The result is a system running with minimal slack.

That means small disruptions have outsized impacts. Maintenance outages, seasonal shifts, or unexpected demand spikes immediately translate into higher prices.

Then there is the quality mismatch problem.

The U.S. produces a large volume of light, sweet crude. Many domestic refineries are configured to process heavier crude, often imported from countries like Canada. So the U.S. exports some of its own production while importing different grades to keep refineries running efficiently.

It sounds inefficient because it is.

But it is also profitable within the global system.

Where the Market Actually Feels It

Consumers Are the Shock Absorber

High gasoline prices act like a tax. Every extra dollar at the pump comes out of discretionary spending.

Retail weakens first. Travel gets more selective. Lower-income consumers feel it fastest, but eventually it bleeds upward.

The Fed Gets Cornered

Gasoline feeds directly into inflation data. A sustained move above $4 complicates any rate-cut narrative.
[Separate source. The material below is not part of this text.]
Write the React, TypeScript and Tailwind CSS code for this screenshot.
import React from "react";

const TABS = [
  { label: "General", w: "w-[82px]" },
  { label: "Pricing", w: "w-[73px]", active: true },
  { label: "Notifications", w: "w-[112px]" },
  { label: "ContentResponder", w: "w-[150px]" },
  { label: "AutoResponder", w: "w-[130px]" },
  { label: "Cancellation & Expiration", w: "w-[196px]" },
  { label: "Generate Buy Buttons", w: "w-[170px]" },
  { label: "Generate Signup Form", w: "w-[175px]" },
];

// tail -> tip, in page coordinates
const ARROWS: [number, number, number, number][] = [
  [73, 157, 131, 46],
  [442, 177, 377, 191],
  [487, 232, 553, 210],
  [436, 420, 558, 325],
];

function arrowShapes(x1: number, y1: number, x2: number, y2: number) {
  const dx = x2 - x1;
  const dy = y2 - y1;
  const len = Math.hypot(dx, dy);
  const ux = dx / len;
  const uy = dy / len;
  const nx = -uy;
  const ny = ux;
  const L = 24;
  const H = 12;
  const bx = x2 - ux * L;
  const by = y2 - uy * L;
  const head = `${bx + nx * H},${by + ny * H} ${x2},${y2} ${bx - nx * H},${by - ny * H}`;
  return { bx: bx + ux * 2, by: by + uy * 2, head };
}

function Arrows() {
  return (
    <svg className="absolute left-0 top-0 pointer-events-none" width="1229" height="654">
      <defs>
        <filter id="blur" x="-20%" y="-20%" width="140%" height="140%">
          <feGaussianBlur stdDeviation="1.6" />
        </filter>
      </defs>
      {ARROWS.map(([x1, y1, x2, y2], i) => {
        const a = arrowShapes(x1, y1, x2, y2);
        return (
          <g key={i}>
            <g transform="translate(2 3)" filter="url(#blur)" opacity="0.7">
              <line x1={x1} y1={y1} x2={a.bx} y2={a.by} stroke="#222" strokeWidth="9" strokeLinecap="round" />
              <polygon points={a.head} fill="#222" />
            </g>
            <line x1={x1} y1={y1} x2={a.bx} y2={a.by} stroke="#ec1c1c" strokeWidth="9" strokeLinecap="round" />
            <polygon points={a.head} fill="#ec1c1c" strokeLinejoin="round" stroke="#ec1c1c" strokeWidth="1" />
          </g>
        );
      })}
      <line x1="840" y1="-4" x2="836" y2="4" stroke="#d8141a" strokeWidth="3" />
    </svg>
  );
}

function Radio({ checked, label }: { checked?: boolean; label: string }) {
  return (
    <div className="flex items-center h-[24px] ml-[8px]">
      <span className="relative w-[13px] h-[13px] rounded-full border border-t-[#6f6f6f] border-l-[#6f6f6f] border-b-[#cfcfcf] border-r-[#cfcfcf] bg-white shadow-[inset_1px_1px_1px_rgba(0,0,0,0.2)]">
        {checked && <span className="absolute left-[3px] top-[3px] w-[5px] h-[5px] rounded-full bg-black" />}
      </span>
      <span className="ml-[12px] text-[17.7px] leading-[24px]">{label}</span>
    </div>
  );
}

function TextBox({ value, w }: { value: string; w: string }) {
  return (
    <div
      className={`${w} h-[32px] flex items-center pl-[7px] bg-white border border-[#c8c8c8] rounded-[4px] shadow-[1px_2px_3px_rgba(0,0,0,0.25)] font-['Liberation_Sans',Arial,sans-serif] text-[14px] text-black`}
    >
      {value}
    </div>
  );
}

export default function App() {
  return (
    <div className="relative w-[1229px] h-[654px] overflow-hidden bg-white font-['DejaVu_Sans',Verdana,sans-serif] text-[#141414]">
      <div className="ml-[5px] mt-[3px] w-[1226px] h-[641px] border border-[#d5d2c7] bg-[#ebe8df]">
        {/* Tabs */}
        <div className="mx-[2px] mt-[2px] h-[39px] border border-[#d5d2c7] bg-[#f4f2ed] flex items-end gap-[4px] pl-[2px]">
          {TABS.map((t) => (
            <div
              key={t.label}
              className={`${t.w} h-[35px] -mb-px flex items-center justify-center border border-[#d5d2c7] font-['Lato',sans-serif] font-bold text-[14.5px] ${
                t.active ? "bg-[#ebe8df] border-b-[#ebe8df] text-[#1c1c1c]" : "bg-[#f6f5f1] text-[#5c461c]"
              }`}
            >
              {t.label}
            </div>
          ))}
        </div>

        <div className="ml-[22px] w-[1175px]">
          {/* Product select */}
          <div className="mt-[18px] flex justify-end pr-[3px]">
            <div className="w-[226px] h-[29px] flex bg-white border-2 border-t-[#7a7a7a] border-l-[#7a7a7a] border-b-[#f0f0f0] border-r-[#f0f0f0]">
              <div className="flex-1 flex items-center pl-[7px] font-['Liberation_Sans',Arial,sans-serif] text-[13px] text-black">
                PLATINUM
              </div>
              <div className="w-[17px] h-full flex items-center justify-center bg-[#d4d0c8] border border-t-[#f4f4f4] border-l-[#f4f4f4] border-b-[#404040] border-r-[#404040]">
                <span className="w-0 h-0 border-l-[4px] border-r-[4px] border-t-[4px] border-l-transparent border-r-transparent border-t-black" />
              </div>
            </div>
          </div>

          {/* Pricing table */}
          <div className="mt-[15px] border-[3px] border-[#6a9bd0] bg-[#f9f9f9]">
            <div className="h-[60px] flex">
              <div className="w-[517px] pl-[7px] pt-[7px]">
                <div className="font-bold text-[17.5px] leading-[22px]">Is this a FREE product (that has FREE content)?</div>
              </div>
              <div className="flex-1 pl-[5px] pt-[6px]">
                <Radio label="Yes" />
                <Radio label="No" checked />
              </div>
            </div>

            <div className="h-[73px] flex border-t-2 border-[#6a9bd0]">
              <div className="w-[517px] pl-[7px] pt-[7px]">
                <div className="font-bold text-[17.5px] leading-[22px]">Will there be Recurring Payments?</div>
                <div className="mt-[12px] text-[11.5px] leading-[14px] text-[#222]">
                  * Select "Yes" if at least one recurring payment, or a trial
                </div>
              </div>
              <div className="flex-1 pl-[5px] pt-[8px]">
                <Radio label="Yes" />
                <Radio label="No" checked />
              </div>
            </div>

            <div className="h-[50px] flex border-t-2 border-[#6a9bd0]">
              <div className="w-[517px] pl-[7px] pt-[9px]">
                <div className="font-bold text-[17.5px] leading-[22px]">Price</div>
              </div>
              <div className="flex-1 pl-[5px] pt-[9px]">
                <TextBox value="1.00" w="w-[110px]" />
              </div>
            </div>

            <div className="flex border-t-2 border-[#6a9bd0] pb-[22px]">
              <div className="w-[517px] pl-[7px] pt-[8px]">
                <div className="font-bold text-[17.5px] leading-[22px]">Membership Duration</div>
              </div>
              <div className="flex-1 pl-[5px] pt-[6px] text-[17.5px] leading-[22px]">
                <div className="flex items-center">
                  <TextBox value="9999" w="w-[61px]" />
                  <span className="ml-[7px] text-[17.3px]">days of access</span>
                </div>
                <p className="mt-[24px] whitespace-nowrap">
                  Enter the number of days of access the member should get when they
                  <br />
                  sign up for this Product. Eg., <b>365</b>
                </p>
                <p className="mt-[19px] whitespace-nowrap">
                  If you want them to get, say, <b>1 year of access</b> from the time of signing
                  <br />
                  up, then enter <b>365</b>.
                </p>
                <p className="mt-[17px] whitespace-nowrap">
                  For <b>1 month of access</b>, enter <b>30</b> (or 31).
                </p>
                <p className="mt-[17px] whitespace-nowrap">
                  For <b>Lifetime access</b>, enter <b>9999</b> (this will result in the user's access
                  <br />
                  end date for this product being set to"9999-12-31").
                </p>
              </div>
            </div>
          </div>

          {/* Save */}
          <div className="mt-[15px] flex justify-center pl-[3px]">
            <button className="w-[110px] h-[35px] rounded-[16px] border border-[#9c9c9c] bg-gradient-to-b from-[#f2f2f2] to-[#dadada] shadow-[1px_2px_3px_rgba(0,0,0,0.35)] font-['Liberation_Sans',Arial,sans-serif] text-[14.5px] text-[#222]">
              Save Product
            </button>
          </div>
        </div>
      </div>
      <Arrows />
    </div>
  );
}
Energy inflation is particularly difficult because it cannot be solved with interest rates. The Fed is forced to react to something it cannot control.

That keeps policy tighter for longer than many expect.

Energy Is Not One Trade

This is where most investors get lazy.

Producers, refiners, and logistics companies respond differently. When refining is tight, refiners capture more of the margin. When crude is scarce, producers lead.
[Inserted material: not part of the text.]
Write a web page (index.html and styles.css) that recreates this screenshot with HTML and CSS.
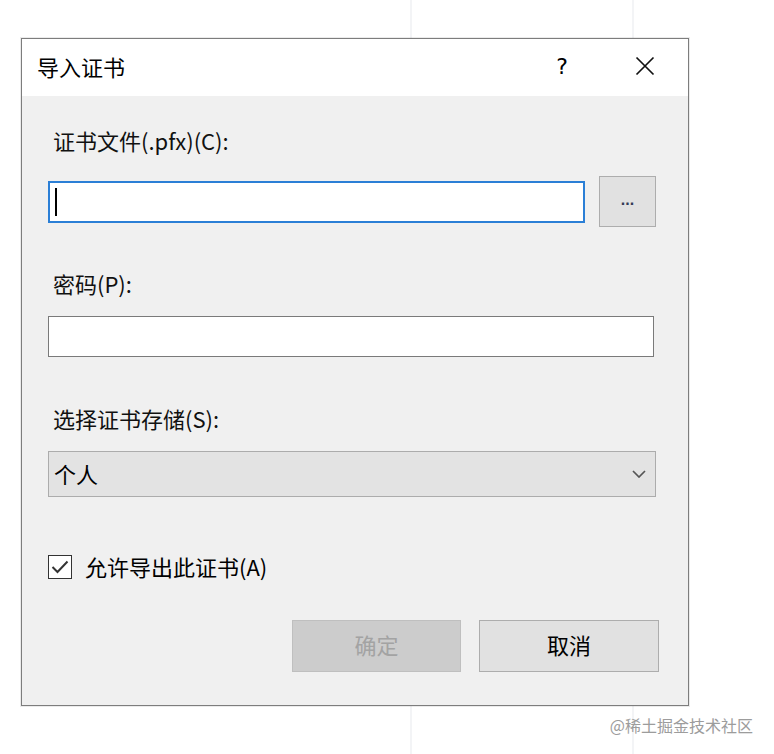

Right now, the leverage is not evenly distributed.

The Behavior Shift Comes Later

Consumers do not immediately change behavior. Summer travel is already locked in.

But if elevated prices persist, buying decisions change. Vehicle preferences shift. Travel patterns adjust. That is when second-order effects begin to hit the economy.

The System Behind the Spike

To make sense of this, break the energy chain into four steps:

Extraction
Conversion
Distribution
Global pricing

The U.S. dominates extraction.

The constraint sits in conversion.

Distribution determines how efficiently supply moves.

Global pricing decides what consumers ultimately pay.

Right now, the pressure point is conversion. Refining capacity is tight, inflexible, and exposed to disruption.

That is why more oil does not translate into cheaper gasoline.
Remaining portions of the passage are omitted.